4. Which driver will be the first to get disqualified?
Harsher punishments are coming for NASCAR teams bending the rules, also known as cheating. Unlike previous seasons with fines, suspensions and loss of points for winning cars that failed postrace inspections, teams will (finally) be straight-up disqualified, and the runner-up will be declared the winner. That is particularly notable because while drivers couldn’t use a win in an illegal car to qualify for or advance through the playoffs, it would still count toward their overall win totals. Not anymore.
NASCAR will also do the inspections at the track instead of days later with subsequent announcements altering the implications moving forward. So with 36 races this season, the sport’s new rule is bound to come into play at some point.
5. When will we have our first NASCAR feud?
Drivers get upset with each other for so many reasons, ranging from petty comments to actual racing issues.
Last year just days before the Daytona 500, Denny Hamlin kicked off the feuding by claiming that 70 percent of NASCAR drivers are illegally using Adderall. Naturally, that “offended most everybody in the garage,” Kevin Harvick said.
So at that rate, it shouldn’t take too long for a few guys to be angry with each other, especially since the season starts at a typically chaotic track like Daytona.
6. How long will drivers complain about NASCAR’s new rules package?
NASCAR’s new rules for 2019 impact the front splitter, rear spoiler and horsepower and are designed to reduce horsepower and add more downforce. It should slow the cars, keep them racing in packs more often and make it more challenging to pass.
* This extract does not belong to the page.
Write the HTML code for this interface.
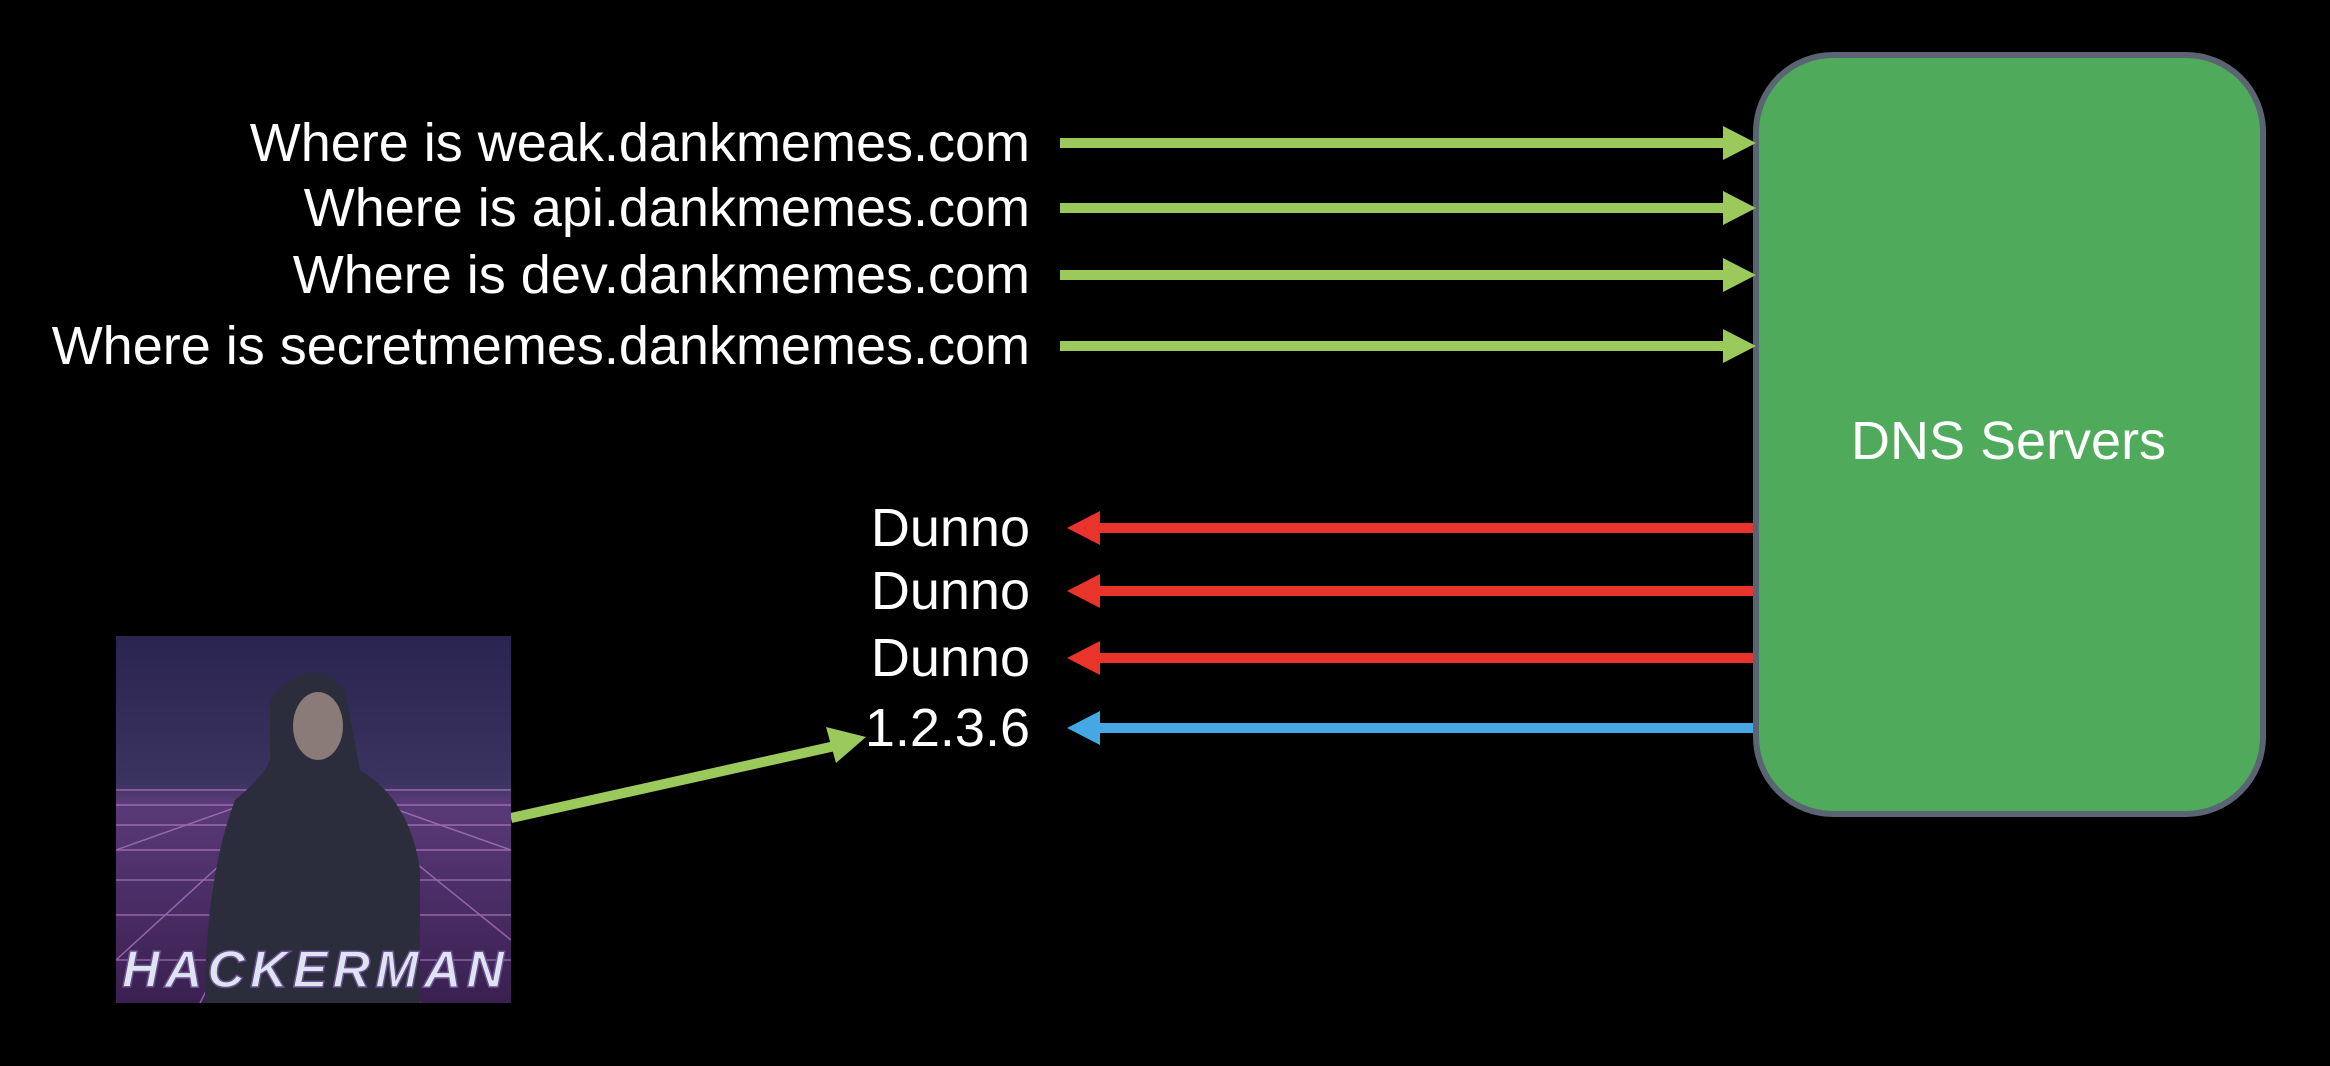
<!DOCTYPE html>
<html><head><style>
html,body{margin:0;padding:0;background:#000;}
body{width:2330px;height:1066px;position:relative;overflow:hidden;font-family:"Liberation Sans",Arial,sans-serif;color:#fff;}
.t{position:absolute;right:1300px;font-size:54px;line-height:54px;white-space:nowrap;}
</style></head><body>
<div class="t" style="top:116px">Where is weak.dankmemes.com</div>
<div class="t" style="top:181px">Where is api.dankmemes.com</div>
<div class="t" style="top:248px">Where is dev.dankmemes.com</div>
<div class="t" style="top:319px">Where is secretmemes.dankmemes.com</div>
<div class="t" style="top:501px">Dunno</div>
<div class="t" style="top:564px">Dunno</div>
<div class="t" style="top:631px">Dunno</div>
<div class="t" style="top:701px">1.2.3.6</div>
<div style="position:absolute;left:1753px;top:52px;width:501px;height:753px;background:#4fab5b;border:6px solid #5b6472;border-radius:80px;"></div>
<div style="position:absolute;left:1851px;top:414px;font-size:54px;line-height:54px;">DNS Servers</div>
<svg width="2330" height="1066" style="position:absolute;left:0;top:0">
<g fill="#9cc95c">
<rect x="1060" y="138" width="668" height="10"/><polygon points="1723,126 1756,143 1723,160"/>
<rect x="1060" y="203" width="668" height="10"/><polygon points="1723,191 1756,208 1723,225"/>
<rect x="1060" y="270" width="668" height="10"/><polygon points="1723,258 1756,275 1723,292"/>
<rect x="1060" y="341" width="668" height="10"/><polygon points="1723,329 1756,346 1723,363"/>
</g>
<g fill="#e8342a">
<rect x="1095" y="523" width="658" height="10"/><polygon points="1100,511 1067,528 1100,545"/>
<rect x="1095" y="586" width="658" height="10"/><polygon points="1100,574 1067,591 1100,608"/>
<rect x="1095" y="653" width="658" height="10"/><polygon points="1100,641 1067,658 1100,675"/>
</g>
<g fill="#45a8e3">
<rect x="1095" y="723" width="658" height="10"/><polygon points="1100,711 1067,728 1100,745"/>
</g>
<line x1="511" y1="818" x2="835" y2="746" stroke="#9cc95c" stroke-width="10"/>
<polygon points="826,727 866,737 836,763" fill="#9cc95c"/>
<defs>
<linearGradient id="bg" x1="0" y1="0" x2="0" y2="1">
<stop offset="0" stop-color="#2a2450"/><stop offset="0.4" stop-color="#3b3360"/><stop offset="0.45" stop-color="#5a3a78"/><stop offset="1" stop-color="#3a2050"/>
</linearGradient>
<clipPath id="c"><rect x="116" y="636" width="395" height="367"/></clipPath>
</defs>
<g clip-path="url(#c)">
<rect x="116" y="636" width="395" height="367" fill="url(#bg)"/>
<g stroke="#c58ad8" stroke-width="1.5" opacity="0.6">
<line x1="116" y1="790" x2="511" y2="790"/><line x1="116" y1="805" x2="511" y2="805"/><line x1="116" y1="825" x2="511" y2="825"/><line x1="116" y1="850" x2="511" y2="850"/><line x1="116" y1="880" x2="511" y2="880"/><line x1="116" y1="915" x2="511" y2="915"/><line x1="116" y1="960" x2="511" y2="960"/>
<line x1="313" y1="780" x2="116" y2="960"/><line x1="313" y1="780" x2="200" y2="1003"/><line x1="313" y1="780" x2="420" y2="1003"/><line x1="313" y1="780" x2="511" y2="940"/><line x1="313" y1="780" x2="511" y2="850"/><line x1="313" y1="780" x2="116" y2="850"/>
</g>
<path d="M270,700 Q310,650 345,690 L360,770 Q410,800 420,870 L420,1003 L205,1003 Q205,880 235,800 Q265,775 270,760 Z" fill="#2c2d3c"/>
<ellipse cx="318" cy="726" rx="25" ry="34" fill="#8a7a78"/>
<text x="122" y="987" font-family="Liberation Sans" font-weight="bold" font-style="italic" font-size="52" fill="#dfe4f2" stroke="#6a5090" stroke-width="1.5" textLength="382">HACKERMAN</text>
</g>
</svg>
</body></html>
It could, however, be argued that this is manufactured competition, and after testing last week, some drivers are already frustrated with it.
Not one to hide his opinion, Kyle Busch thinks it has “taken the driver skill away from the drivers,” and anyone “can go out and run wide open there,” according to longtime NASCAR reporter Jeff Gluck.
So is this going to be something drivers will complain about all season or will they get used to it at Atlanta Motor Speedway, the first 2019 race where they’ll use this package, or not long after?
Jimmie Johnson has 83 Cup wins but none since the Dover race June 4, 2017.